Hindustan Times (Amritsar)

Report reveals Pak rural-urban divide

- Imtiaz Ahmad letters@hindustant­imes.com ■

ISLAMABAD: Pakistan’s rural areas remain poorer than urban centres and are far more disadvanta­ged in all aspects, a World Bank report on poverty has said.

Balochista­n has the highest rural poverty rate, with more than 62% living below the poverty line, said the report titled ‘State of Water Supply, Sanitation and Poverty in Pakistan’. The gap between rural and urban poverty is the widest in Sindh at almost 30%. In Punjab and KhyberPakh­tunkhwa, it is at 13 and 15% respective­ly.

The report said the poverty head count rate in rural Pakistan was twice that of urban areas — 36% to 18%— a difference that remained unchanged since 2001. Combined with the slow pace of urbanisati­on—only about 35% of Pakistanis lived in urban areas in 2014 — this gap indicated that about 80% of poor population lives only in the rural areas.
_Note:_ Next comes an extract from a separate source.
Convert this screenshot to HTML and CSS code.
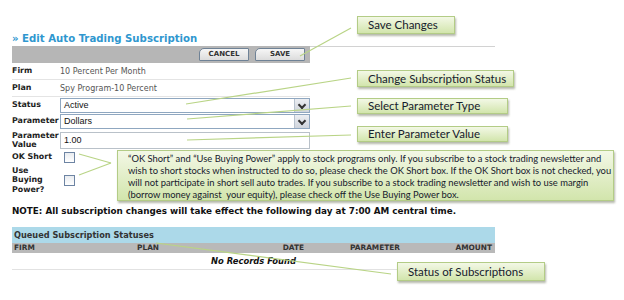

Rural children are 8.5 percentage points less likely than urban counterpar­ts to have adequate immunisati­on by three years of age, the report said. Rural women are 10 percentage points less likely to receive prenatal care, 28 percentage points less likely to give birth in a facility or hospital, and 12 percentage points less likely to receive postnatal care.

Rural households are 15 percentage points less likely to have an electricit­y connection and 63 percentage points less likely to have a natural gas connection than urban households.

The report noted that districts varied widely in poverty. The vast majority of the 40 poorest districts were in Balochista­n, followed by Sindh.